알지오매스 지금까지 한 자동화코드 정리

728x90

(pandas) 알지오매스 로그인>검색>링크와 제목 csv에 저장

1. 알지오매스 로그인하고 문서만들기/도형만들기 클릭


import time

from selenium import webdriver
from selenium.webdriver.common.keys import Keys
from selenium.webdriver.common.action_chains import ActionChains
import time

driver = webdriver.Chrome('C:\chromedriver.exe')

time.sleep(0.5)
driver.get("https://www.algeomath.kr/login.do?returnUrl=%2Fmain.do")
#driver.execute_script('''window.open('https://www.algeomath.kr/login.do?returnUrl=%2Fmain.do',"blank");''')
driver.maximize_window()
time.sleep(0.5)

action = ActionChains(driver)




time.sleep(0.5)

#action.send_keys('아이디').perform()
driver.find_element_by_name('sui_user_id').send_keys('아이디')


time.sleep(0.5)
driver.find_element_by_name('sui_pass_word').send_keys('비밀번호')
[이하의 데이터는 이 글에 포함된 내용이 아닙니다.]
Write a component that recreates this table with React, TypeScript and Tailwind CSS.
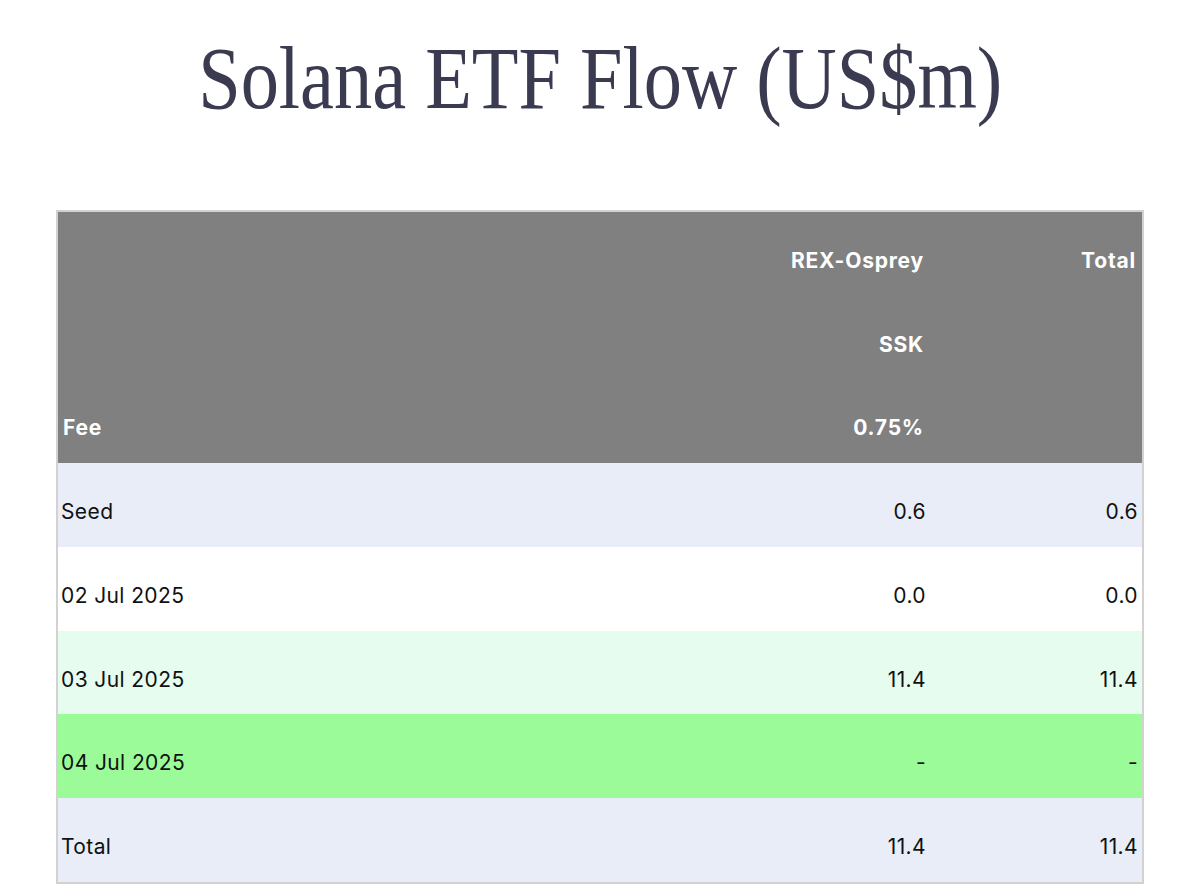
const rows = [
  { label: 'Seed', rex: '0.6', total: '0.6', bg: 'bg-[#e8edf7]', h: 'h-[84px]' },
  { label: '02 Jul 2025', rex: '0.0', total: '0.0', bg: 'bg-white', h: 'h-[84px]' },
  { label: '03 Jul 2025', rex: '11.4', total: '11.4', bg: 'bg-[#e6fcee]', h: 'h-[83px]' },
  { label: '04 Jul 2025', rex: '-', total: '-', bg: 'bg-[#9afb98]', h: 'h-[84px]' },
  { label: 'Total', rex: '11.4', total: '11.4', bg: 'bg-[#e8edf7]', h: 'h-[84px]' },
]

export default function App() {
  return (
    <div className="w-[1200px] h-[896px] bg-white overflow-hidden">
      {/* Title */}
      <div className="pt-[35px] flex justify-center">
        <h1
          className="inline-block h-[88px] text-[88px] leading-none text-[#3a3a50] scale-x-[0.868] whitespace-nowrap"
          style={{ fontFamily: '"Liberation Serif", "Times New Roman", serif' }}
        >
          Solana ETF Flow (US$m)
        </h1>
      </div>

      {/* Table */}
      <div
        className="mx-[56px] mt-[87px] border-2 border-[#d2d2d2] text-[21px] text-[#111]"
        style={{ fontFamily: 'Inter, "Noto Sans", sans-serif' }}
      >
        {/* Header */}
        <div className="grid grid-cols-[660px_212px_212px] grid-rows-[84px_83px_84px] bg-[#808080] font-bold text-white tracking-[0.8px]">
          <div />
          <div className="flex items-center justify-end pr-[6px] pt-[14px]">REX-Osprey</div>
          <div className="flex items-center justify-end pr-[6px] pt-[14px]">Total</div>
          <div />
          <div className="flex items-center justify-end pr-[6px] pt-[14px]">SSK</div>
          <div />
          <div className="flex items-center pl-[5px] pt-[14px]">Fee</div>
          <div className="flex items-center justify-end pr-[6px] pt-[14px]">0.75%</div>
          <div />
        </div>

        {/* Body */}
        {rows.map((r) => (
          <div key={r.label} className={`grid grid-cols-[660px_212px_212px] tracking-[0.4px] ${r.bg} ${r.h}`}>
            <div className="flex items-center pl-[3px] pt-[14px]">{r.label}</div>
            <div className="flex items-center justify-end pr-[4px] pt-[14px]">{r.rex}</div>
            <div className="flex items-center justify-end pr-[4px] pt-[14px]">{r.total}</div>
          </div>
        ))}
      </div>
    </div>
  )
}
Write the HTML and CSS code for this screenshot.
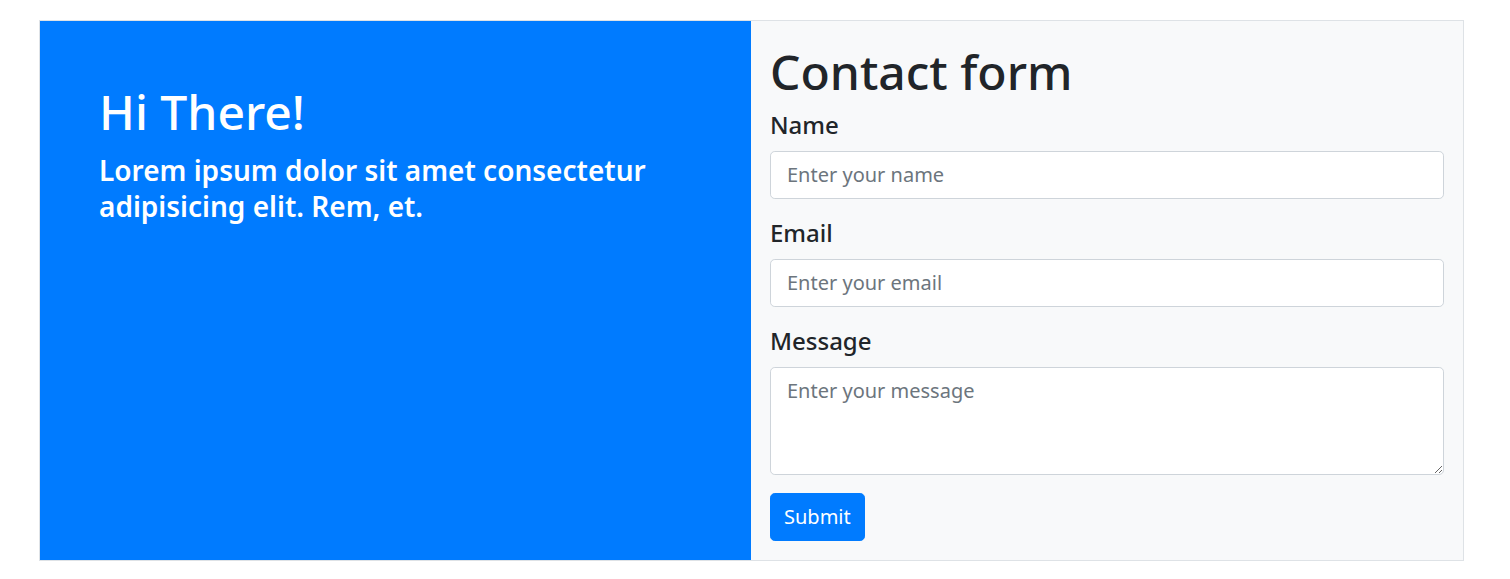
FILE: index.html
```html
<!DOCTYPE html>
<html lang="en">
<head>
<meta charset="utf-8">
<title>Contact</title>
<link rel="stylesheet" href="styles.css">
</head>
<body>
<div class="wrap">
  <section class="hero">
    <h1 class="hero-title">Hi There!</h1>
    <h3 class="hero-sub">Lorem ipsum dolor sit amet consectetur adipisicing elit. Rem, et.</h3>
  </section>
  <section class="panel">
    <h1 class="panel-title">Contact form</h1>
    <form class="form">
      <div class="group">
        <label class="label" for="name">Name</label>
        <input class="control" id="name" type="text" placeholder="Enter your name">
      </div>
      <div class="group">
        <label class="label" for="email">Email</label>
        <input class="control" id="email" type="email" placeholder="Enter your email">
      </div>
      <div class="group group-last">
        <label class="label" for="msg">Message</label>
        <textarea class="control area" id="msg" rows="3" placeholder="Enter your message"></textarea>
      </div>
      <button class="btn" type="button">Submit</button>
    </form>
  </section>
</div>
</body>
</html>
```
FILE: styles.css
```css
* { box-sizing: border-box; }
html, body { margin: 0; padding: 0; background: #fff; }
body {
  font-family: "Noto Sans", "Open Sans", sans-serif;
  color: #212529;
  padding: 20px 46px 0 39px;
}
.wrap {
  display: grid;
  grid-template-columns: 711px 1fr;
  border: 1px solid #dee2e6;
}
.hero {
  background: #007bff;
  color: #fff;
  padding: 62px 60px 60px 59px;
}
.hero-title {
  margin: 0 0 11px;
  font-size: 48px;
  font-weight: 500;
  line-height: 1.2;
}
.hero-sub {
  margin: 0;
  font-size: 28px;
  font-weight: 600;
  line-height: 36px;
}
.panel {
  background: #f8f9fa;
  padding: 20px 19px 19px 19px;
}
.panel-title {
  margin: 0 0 6px;
  padding-top: 2px;
  font-size: 48px;
  font-weight: 500;
  line-height: 1.2;
}
.form { margin: 0; }
.group { margin-bottom: 16px; }
.group-last { margin-bottom: 18px; }
.label {
  display: block;
  font-size: 24px;
  font-weight: 500;
  line-height: 36px;
  margin-bottom: 8px;
}
.control {
  display: block;
  width: 100%;
  height: 48px;
  padding: 8px 16px;
  font-family: inherit;
  font-size: 20px;
  line-height: 30px;
  color: #495057;
  background: #fff;
  border: 1px solid #ced4da;
  border-radius: 4.8px;
  outline: none;
}
.control::placeholder { color: #6c757d; opacity: 1; }
.area {
  height: 108px;
  resize: vertical;
}
.btn {
  display: inline-block;
  font-family: inherit;
  font-size: 20px;
  line-height: 30px;
  padding: 8px 13px;
  color: #fff;
  background: #007bff;
  border: 1px solid #007bff;
  border-radius: 4.8px;
}
```
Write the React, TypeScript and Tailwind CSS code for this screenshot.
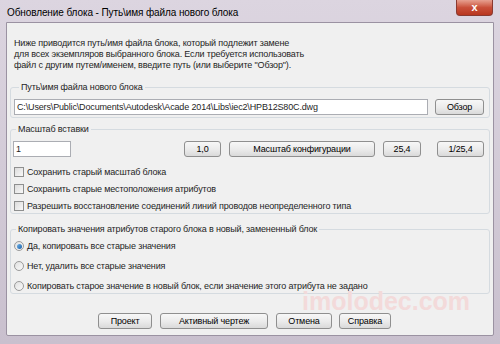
import React from 'react';

const font = { fontFamily: '"Liberation Sans", Arial, sans-serif' };

function Btn({ w, children }: { w: string; children: React.ReactNode }) {
  return (
    <button
      className={`${w} h-[16px] shrink-0 rounded-[3px] border border-[#8f8f8f] bg-gradient-to-b from-[#f7f7f7] via-[#ececec] to-[#dadada] text-[9px] leading-none text-black flex items-center justify-center`}
    >
      {children}
    </button>
  );
}

function Check({ label }: { label: string }) {
  return (
    <div className="h-[14px] flex items-center">
      <span className="ml-[3px] w-[10px] h-[10px] border border-[#8e8f8f] bg-gradient-to-br from-[#dcdcdc] to-[#f8f8f8]" />
      <span className="ml-[3px]">{label}</span>
    </div>
  );
}

function Radio({ label, on }: { label: string; on?: boolean }) {
  return (
    <div className="h-[14px] flex items-center">
      <span className="ml-[3px] w-[10px] h-[10px] rounded-full border border-[#9a9a9a] bg-gradient-to-br from-[#e0e0e0] to-[#fafafa] flex items-center justify-center">
        {on && <span className="w-[5px] h-[5px] rounded-full bg-gradient-to-br from-[#6fb3e8] to-[#1b5fa8]" />}
      </span>
      <span className="ml-[3px]">{label}</span>
    </div>
  );
}

export default function App() {
  return (
    <div
      className="w-[500px] h-[344px] overflow-hidden bg-gradient-to-b from-[#dcd5e0] to-[#c9c0ce] flex flex-col text-[9px] leading-[11px] tracking-[-0.15px] text-[#1e1e1e]"
      style={font}
    >
      {/* title bar */}
      <div className="h-[22px] shrink-0 flex items-start justify-between">
        <div className="pl-[7px] pt-[6px] text-[10px] leading-[13px] tracking-[-0.1px] text-black">
          Обновление блока - Путь\имя файла нового блока
        </div>
        <div className="mr-[7px] w-[37px] h-[16px] rounded-b-[4px] border border-[#8a3a30] border-t-0 bg-gradient-to-b from-[#e6a090] via-[#c9503a] to-[#b8361f] flex items-center justify-center text-white text-[11px] font-bold leading-none">
          x
        </div>
      </div>

      {/* client */}
      <div className="relative mx-[6px] h-[314px] shrink-0 bg-[#f0f0f0] border border-[#9b92a2] rounded-b-[2px]">
        <div className="pt-[15px] pl-[7px]">
          Ниже приводится путь/имя файла блока, который подлежит замене
          <br />
          для всех экземпляров выбранного блока. Если требуется использовать
          <br />
          файл с другим путем/именем, введите путь (или выберите "Обзор").
        </div>

        <fieldset className="mt-[10px] mx-[3px] border border-[#d5dbe0] rounded-[3px] pl-[3px] pr-[4px] pb-[2px]">
          <legend className="ml-[5px] px-[2px] leading-[12px]">Путь\имя файла нового блока</legend>
          <div className="pt-[6px] flex items-center">
            <div className="w-[414px] h-[16px] bg-white border border-[#abadb3] px-[2px] flex items-center">
              C:\Users\Public\Documents\Autodesk\Acade 2014\Libs\iec2\HPB12S80C.dwg
            </div>
            <div className="ml-[7px]">
              <Btn w="w-[49px]">Обзор</Btn>
            </div>
          </div>
        </fieldset>

        <fieldset className="mt-[5px] mx-[3px] border border-[#d5dbe0] rounded-[3px]">
          <legend className="ml-[5px] px-[2px] leading-[12px]">Масштаб вставки</legend>
          <div className="pt-[6px] h-[22px] flex items-end">
            <div className="ml-[2px] w-[58px] h-[16px] bg-white border border-[#abadb3] px-[2px] flex items-center">1</div>
            <div className="ml-[113px] flex">
              <Btn w="w-[37px]">1,0</Btn>
              <div className="ml-[8px]"><Btn w="w-[146px]">Масштаб конфигурации</Btn></div>
              <div className="ml-[8px]"><Btn w="w-[38px]">25,4</Btn></div>
              <div className="ml-[16px]"><Btn w="w-[47px]">1/25,4</Btn></div>
            </div>
          </div>
          <div className="mt-[8px] flex flex-col gap-[3px]">
            <Check label="Сохранить старый масштаб блока" />
            <Check label="Сохранить старые местоположения атрибутов" />
            <Check label="Разрешить восстановление соединений линий проводов неопределенного типа" />
          </div>
        </fieldset>

        <fieldset className="mt-[9px] mx-[3px] border border-[#d5dbe0] rounded-[3px]">
          <legend className="ml-[5px] px-[2px] leading-[12px]">
            Копировать значения атрибутов старого блока в новый, замененный блок
          </legend>
          <div className="pt-[4px] flex flex-col gap-[6px]">
            <Radio on label="Да, копировать все старые значения" />
            <Radio label="Нет, удалить все старые значения" />
            <Radio label="Копировать старое значение в новый блок, если значение этого атрибута не задано" />
          </div>
        </fieldset>

        <div className="mt-[19px] pl-[91px] flex">
          <Btn w="w-[54px]">Проект</Btn>
          <div className="ml-[8px]"><Btn w="w-[108px]">Активный чертеж</Btn></div>
          <div className="ml-[8px]"><Btn w="w-[56px]">Отмена</Btn></div>
          <div className="ml-[7px]"><Btn w="w-[52px]">Справка</Btn></div>
        </div>

        <div className="absolute left-[295px] top-[266px] text-[25px] leading-none font-bold tracking-normal text-[#f3dada] pointer-events-none">
          imolodec.com
        </div>
      </div>
    </div>
  );
}
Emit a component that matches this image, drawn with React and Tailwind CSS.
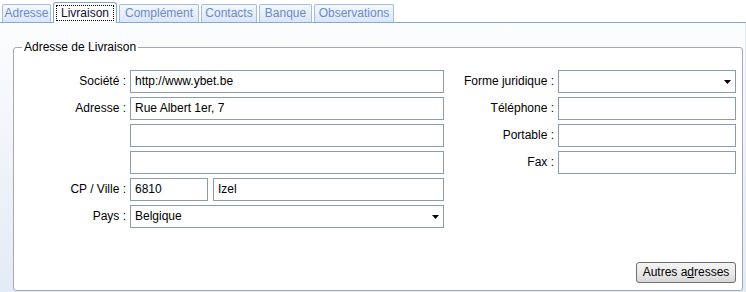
const tabs = [
  { label: "Adresse", w: "w-[49px]" },
  { label: "Livraison", w: "w-[64px]" },
  { label: "Complément", w: "w-[80px]" },
  { label: "Contacts", w: "w-[56px]" },
  { label: "Banque", w: "w-[53px]" },
  { label: "Observations", w: "w-[80px]" },
];

const font = { fontFamily: '"Liberation Sans", Arial, sans-serif' };

function Arrow() {
  return (
    <svg width="7" height="4" viewBox="0 0 7 4" className="absolute right-[4px] top-[9px]">
      <path d="M0 0H7L3.5 4Z" fill="#000" />
    </svg>
  );
}

function Field({ value = "", w = "w-full", select = false }) {
  return (
    <div
      className={`relative h-[23px] ${w} border border-[#8b9bb3] bg-white pl-[4px] text-[12px] leading-[21px] text-black`}
    >
      {value}
      {select && <Arrow />}
    </div>
  );
}

function Label({ children }) {
  return (
    <div className="h-[23px] text-right text-[12px] leading-[23px] text-black whitespace-nowrap">
      {children}
    </div>
  );
}

export default function App() {
  return (
    <div className="w-[746px] h-[292px] overflow-hidden bg-white flex flex-col" style={font}>
      <div className="h-[23px] flex items-end gap-[2px] pl-[2px] border-b border-[#84a9d9]">
        {tabs.map((t) =>
          t.label === "Livraison" ? (
            <div
              key={t.label}
              className={`relative z-10 -mb-px h-[21px] ${t.w} px-[2px] pt-[2px] bg-white border border-b-0 border-[#7fa4d6] rounded-t-[3px]`}
            >
              <div className="h-[16px] border border-dotted border-black text-center text-[12px] leading-[14px] text-[#10103a]">
                {t.label}
              </div>
            </div>
          ) : (
            <div
              key={t.label}
              className={`h-[18px] ${t.w} border border-b-0 border-[#a4bde0] rounded-t-[2px] bg-gradient-to-b from-[#f4f8fd] to-[#dae6f6] text-center text-[12px] leading-[17px] text-[#6a8bcb] whitespace-nowrap`}
            >
              {t.label}
            </div>
          )
        )}
      </div>
      <div className="flex-1 flex flex-col pl-[13px] pr-[6px] pt-[17px] pb-[1px] bg-gradient-to-b from-[#fcfdfe] to-[#e3ebf6] border-r border-[#e2e8f0]">
        <fieldset className="flex-1 flex flex-col bg-white border border-[#a7a6b8] rounded-[3px] pt-[16px] pb-[7px] pr-[6px]">
          <legend className="ml-[8px] px-[2px] text-[12px] leading-[14px] text-black">
            Adresse de Livraison
          </legend>
          <div className="flex">
            <div className="grid grid-cols-[112px_314px] gap-x-[4px] gap-y-[4px]">
              <Label>Société :</Label>
              <Field value="http://www.ybet.be" />
              <Label>Adresse :</Label>
              <Field value="Rue Albert 1er, 7" />
              <div />
              <Field />
              <div />
              <Field />
              <Label>CP / Ville :</Label>
              <div className="flex gap-[5px]">
                <Field value="6810" w="w-[78px]" />
                <Field value="Izel" w="flex-1" />
              </div>
              <Label>Pays :</Label>
              <Field value="Belgique" select />
            </div>
            <div className="ml-[10px] grid grid-cols-[100px_178px] gap-x-[4px] gap-y-[4px] content-start">
              <Label>Forme juridique :</Label>
              <Field select />
              <Label>Téléphone :</Label>
              <Field />
              <Label>Portable :</Label>
              <Field />
              <Label>Fax :</Label>
              <Field />
            </div>
          </div>
          <div className="mt-auto flex justify-end">
            <button className="w-[100px] h-[21px] border border-[#707070] rounded-[3px] bg-gradient-to-b from-[#f3f3f3] via-[#ebebeb] to-[#d6d6d6] text-[12px] leading-[19px] text-black">
              Autres a<span className="underline">d</span>resses
            </button>
          </div>
        </fieldset>
      </div>
    </div>
  );
}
driver.find_element_by_xpath('//*[@id="login-form-submit"]').click() #로그인 버튼클릭
time.sleep(0.5)
driver.find_element_by_xpath('//*[@id="header"]/div/div/div[2]/div/div[2]/a').click() #문서만들기 클릭
time.sleep(5)

#driver.find_element_by_xpath('//*[@id="openRcntFolder"]').click() # 왜 안눌러질까?
#driver.find_element_by_xpath('//*[@id="header"]/div/div/div[2]/div/div[1]/a').click() #도형만들기 클릭

1-2. 알지오매스 문서열기

왜 여기서는 되는데 로그인을 새로 해서 들어가면 안되는지 모르겠다

import time

from selenium import webdriver
from selenium.webdriver.common.keys import Keys
from selenium.webdriver.common.action_chains import ActionChains
import time

driver = webdriver.Chrome('C:\chromedriver.exe')

time.sleep(0.5)
driver.get("https://www.algeomath.kr/algeomath/doc/make.do")
#driver.execute_script('''window.open('https://www.algeomath.kr/login.do?returnUrl=%2Fmain.do',"blank");''')
driver.maximize_window()
time.sleep(0.5)

#action = ActionChains(driver)

driver.find_element_by_xpath('//*[@id="openRcntFolder"]').click()
time.sleep(0.5)

3.로그인 후 메인 검색창에 거북이 검색 후 제목 가져와서 csv파일로 만들기

import time

from selenium import webdriver
from selenium.webdriver.common.keys import Keys
from selenium.webdriver.common.action_chains import ActionChains
from bs4 import BeautifulSoup
import pandas as pd

driver = webdriver.Chrome('C:\chromedriver.exe')

time.sleep(0.5)
driver.get("https://www.algeomath.kr/login.do?returnUrl=%2Fmain.do")
#driver.execute_script('''window.open('https://www.algeomath.kr/login.do?returnUrl=%2Fmain.do',"blank");''')
driver.maximize_window()
time.sleep(0.5)

#action = ActionChains(driver)

time.sleep(0.5)

#action.send_keys('아이디').perform()
driver.find_element_by_name('sui_user_id').send_keys('아이디')

time.sleep(0.5)
driver.find_element_by_name('sui_pass_word').send_keys('비밀번호')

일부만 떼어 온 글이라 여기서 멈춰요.